With so much on their plate, it’s easy to forget about long range financial and estate planning issues. The fact is, however, that a family with a special needs child has even more reason to make financial and estate planning a priority.
Let’s get back to the question at hand. There are, in fact, good reasons to favor a needy child in your will. Their needs might relate to illness, disability, or injury. Comparatively, it puts them at an economic disadvantage. Some of your children might be better off financially than the others, and might not need as much of an inheritance.
No magic formula
There is no magic formula that tells us how much we should leave for each child. It’s a judgement call. It’s simply a matter asking yourself, “Does this accomplish what I want to do with my estate, and is this the best choice for my family?”
There is also the questions of “Why?” Whether your plan meets your goals depends on why you want to leave more to one child than another. Do you want to make sure your disabled daughter can meet her sometimes costly special needs after you are gone? Do you want to make sure that your son with cancer has the funds to take that trip of a lifetime? Do you want your child in the small apartment to finally be able to afford a house like his siblings?
The question of harmony
Your plan isn’t just about financial resources. It’s also about harmony and the legacy you want to leave. Even if there are legitimate needs, you don’t want others to be hurt. Neither do you want there to be animosity toward you or friction between siblings.
You might need to give as much thought to the way you communicate your wishes as to the plan you lay out. Your estate plan is confidential. That doesn’t mean you can’t share your plan with your family now. It might be a good idea, based on your family dynamics.
Three more points to consider
– There’s no reason you can’t leave a letter with your will, kindly reinforcing the reasons behind your plan.
– Some families use a family counselor to smooth out the rough edges
– The way you handle this becomes even more important when you have a special needs child in a blended family.
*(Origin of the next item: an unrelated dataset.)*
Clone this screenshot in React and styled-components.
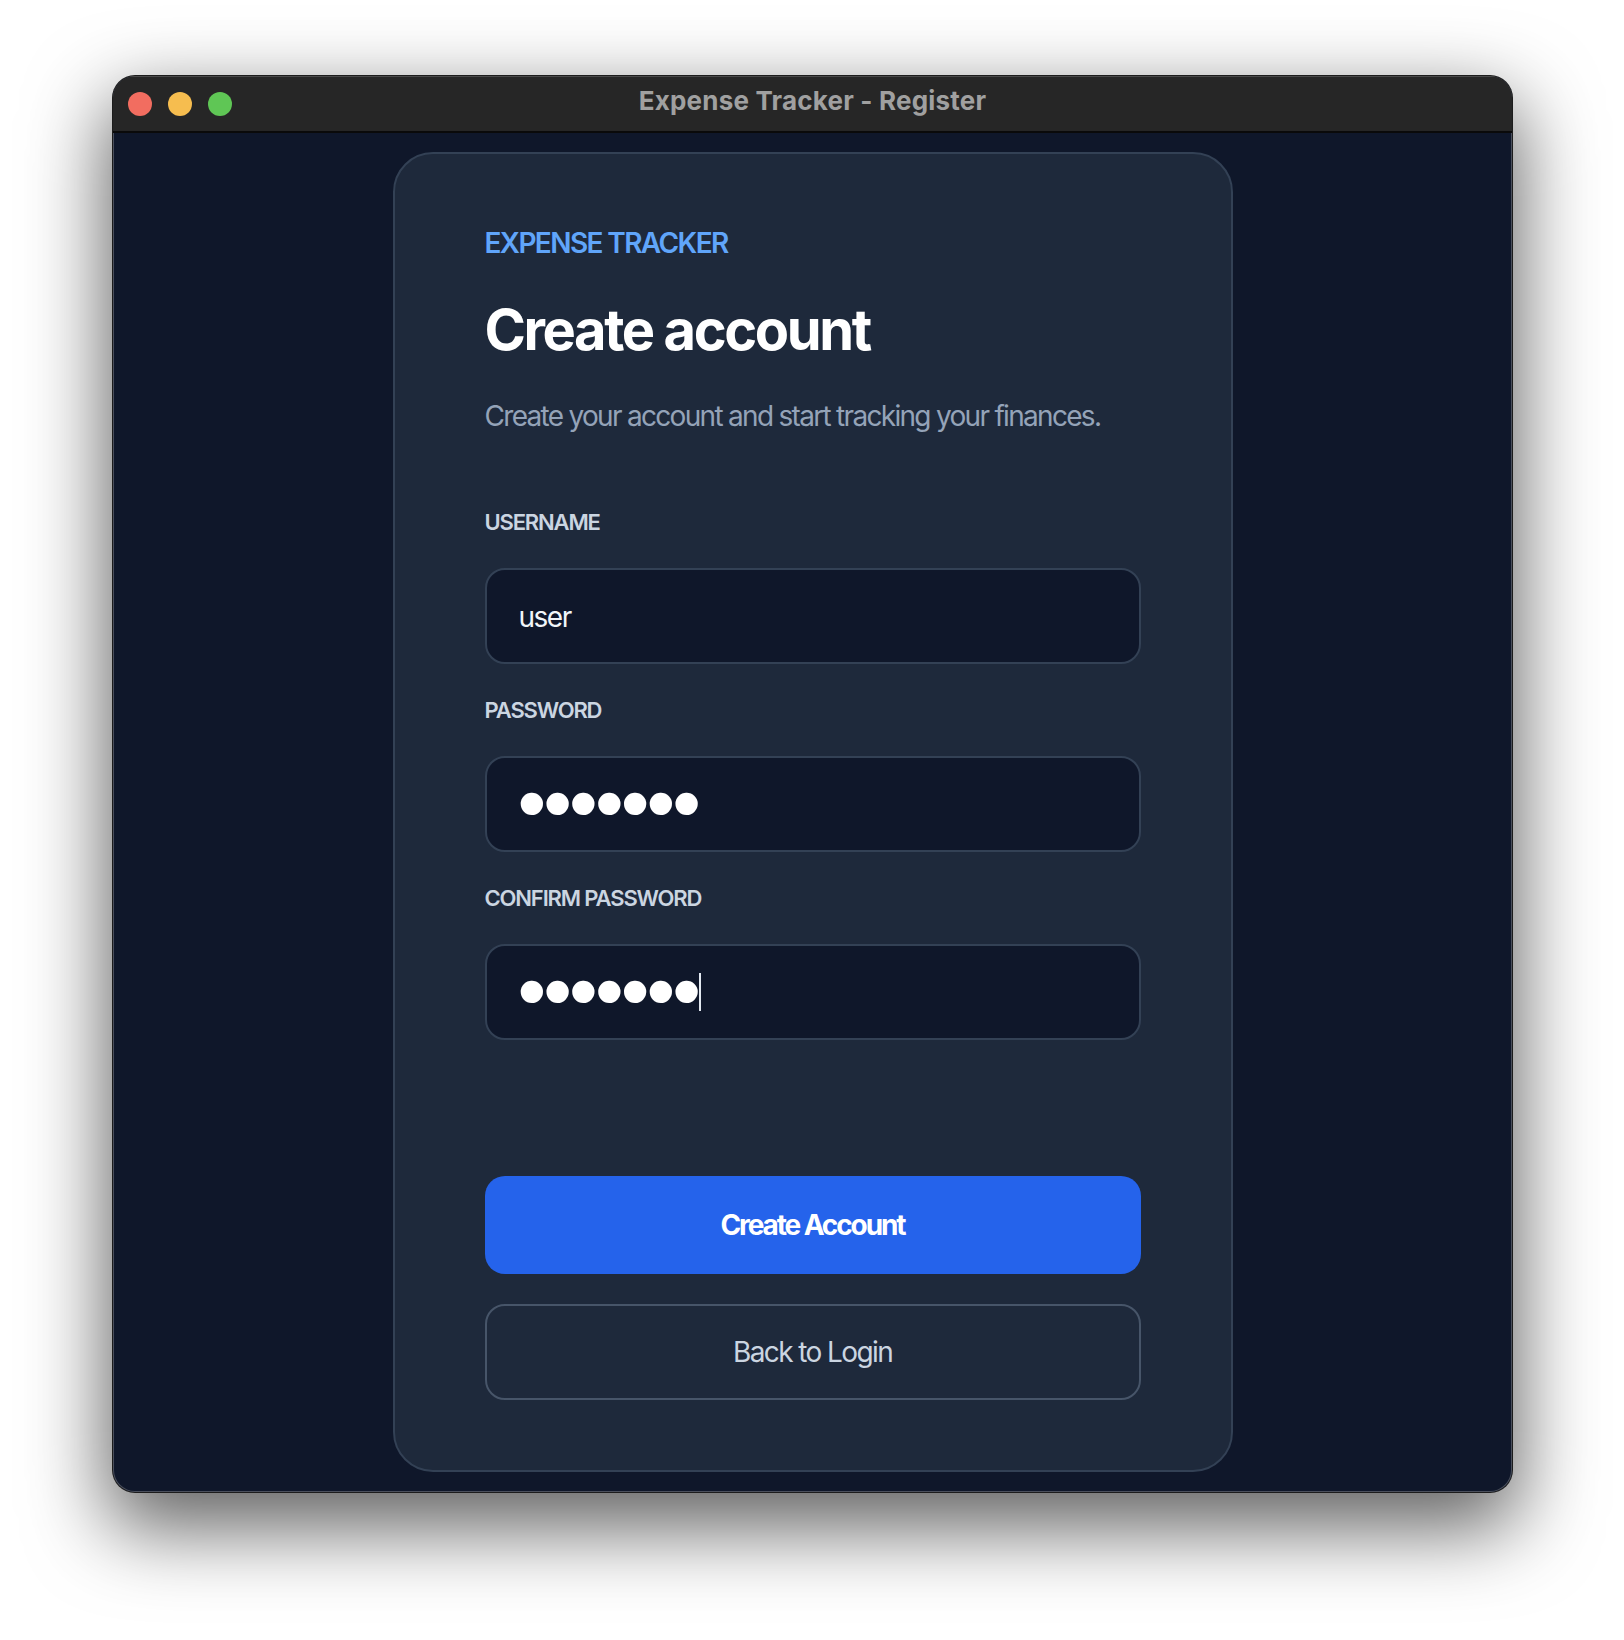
import React from "react";
import styled, { createGlobalStyle } from "styled-components";

const GlobalStyle = createGlobalStyle`
    html, body {
        margin: 0;
        padding: 0;
        background: #ffffff;
    }
    * {
        box-sizing: border-box;
    }
`;

const Page = styled.div`
    width: 1624px;
    height: 1640px;
    padding: 76px 0 0 113px;
    overflow: hidden;
    font-family: Inter, "Noto Sans", sans-serif;
`;

const Window = styled.div`
    width: 1399px;
    height: 1416px;
    display: flex;
    flex-direction: column;
    background: #0f172a;
    border-radius: 22px;
    overflow: hidden;
    box-shadow: inset 0 0 0 1px #4a4f5c, 0 0 0 1px #1c1c1c, 0 30px 80px 6px rgba(0, 0, 0, 0.62);
`;

const TitleBar = styled.div`
    height: 57px;
    flex: none;
    display: grid;
    grid-template-columns: 1fr auto 1fr;
    align-items: center;
    padding: 0 15px;
    background: #262626;
    border-top: 1px solid #4a4a4a;
    border-bottom: 2px solid #0a0a0a;
`;

const Lights = styled.div`
    display: flex;
    gap: 16px;
`;

const Light = styled.span`
    width: 24px;
    height: 24px;
    border-radius: 50%;
    background: ${(p) => p.color};
`;

const WindowTitle = styled.div`
    color: #a0a0a0;
    font-size: 26px;
    font-weight: 700;
    letter-spacing: 0.2px;
    margin-top: -8px;
`;

const Content = styled.div`
    flex: 1;
    display: flex;
    justify-content: center;
    padding-top: 19px;
`;

const Card = styled.div`
    width: 840px;
    height: 1320px;
    padding: 72px 90px;
    display: flex;
    flex-direction: column;
    background: #1e293b;
    border: 2px solid #334155;
    border-radius: 40px;
`;

const Eyebrow = styled.div`
    color: #60a5fa;
    font-size: 28px;
    font-weight: 600;
    line-height: 34px;
    letter-spacing: -1.6px;
`;

const Heading = styled.h1`
    margin: 36px 0 0;
    color: #ffffff;
    font-size: 56px;
    font-weight: 700;
    line-height: 68px;
    letter-spacing: -2.4px;
`;

const Subtitle = styled.p`
    margin: 32px 0 0;
    color: #94a3b8;
    font-size: 28px;
    line-height: 40px;
    letter-spacing: -1.7px;
    white-space: nowrap;
`;

const Form = styled.div`
    margin-top: 72px;
    display: flex;
    flex-direction: column;
    gap: 32px;
`;

const Field = styled.div`
    display: flex;
    flex-direction: column;
    gap: 32px;
`;

const Label = styled.label`
    color: #cbd5e1;
    font-size: 22px;
    font-weight: 600;
    line-height: 28px;
    letter-spacing: -1.15px;
`;

const InputBox = styled.div`
    height: 96px;
    display: flex;
    align-items: center;
    padding: 0 32px;
    background: #0f172a;
    border: 2px solid #334155;
    border-radius: 20px;
    color: #f1f5f9;
    font-size: 28px;
    letter-spacing: -1.5px;
`;

const InputText = styled.span`
    padding-top: 2px;
`;

const Dots = styled.span`
    margin: -2px 0 0 -1px;
    font-family: "Liberation Sans", sans-serif;
    font-size: 82px;
    line-height: 40px;
    letter-spacing: -2.9px;
    color: #ffffff;
`;

const Caret = styled.span`
    width: 2px;
    height: 38px;
    margin-left: 1px;
    background: #e2e8f0;
`;

const Actions = styled.div`
    margin-top: 136px;
    display: flex;
    flex-direction: column;
    gap: 30px;
`;

const Button = styled.button`
    width: 100%;
    height: ${(p) => (p.$primary ? "98px" : "96px")};
    border-radius: 20px;
    border: ${(p) => (p.$primary ? "none" : "2px solid #475569")};
    background: ${(p) => (p.$primary ? "#2563eb" : "transparent")};
    color: ${(p) => (p.$primary ? "#ffffff" : "#cbd5e1")};
    font-family: inherit;
    font-size: 28px;
    font-weight: ${(p) => (p.$primary ? 700 : 400)};
    letter-spacing: ${(p) => (p.$primary ? "-2.1px" : "-1.6px")};
`;

const App = () => {
    return (
        <Page>
            <GlobalStyle />
            <Window>
                <TitleBar>
                    <Lights>
                        <Light color="#f26d60" />
                        <Light color="#f6bd4f" />
                        <Light color="#5fc655" />
                    </Lights>
                    <WindowTitle>Expense Tracker - Register</WindowTitle>
                </TitleBar>
                <Content>
                    <Card>
                        <Eyebrow>EXPENSE TRACKER</Eyebrow>
                        <Heading>Create account</Heading>
                        <Subtitle>Create your account and start tracking your finances.</Subtitle>
                        <Form>
                            <Field>
                                <Label>USERNAME</Label>
                                <InputBox><InputText>user</InputText></InputBox>
                            </Field>
                            <Field>
                                <Label>PASSWORD</Label>
                                <InputBox><Dots>•••••••</Dots></InputBox>
                            </Field>
                            <Field>
                                <Label>CONFIRM PASSWORD</Label>
                                <InputBox><Dots>•••••••</Dots><Caret /></InputBox>
                            </Field>
                        </Form>
                        <Actions>
                            <Button $primary>Create Account</Button>
                            <Button>Back to Login</Button>
                        </Actions>
                    </Card>
                </Content>
            </Window>
        </Page>
    );
};

export default App;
Plan well regarding longevity
Some families make the mistake of assuming that their special needs child won’t live as long as the others. That’s not always the case. Certainly the opinion of medical professionals should be sought, but you should also work with a financial advisor to consider a variety of scenarios for which you need to plan.
Finally, make sure your legal and financial plans are harmonized well. Your legal professional should help you create the documents you need to support your wishes in a variety of situations. In some cases, your estate plan will need to be updated, depending on whatever changes are taking place in your family and in their health.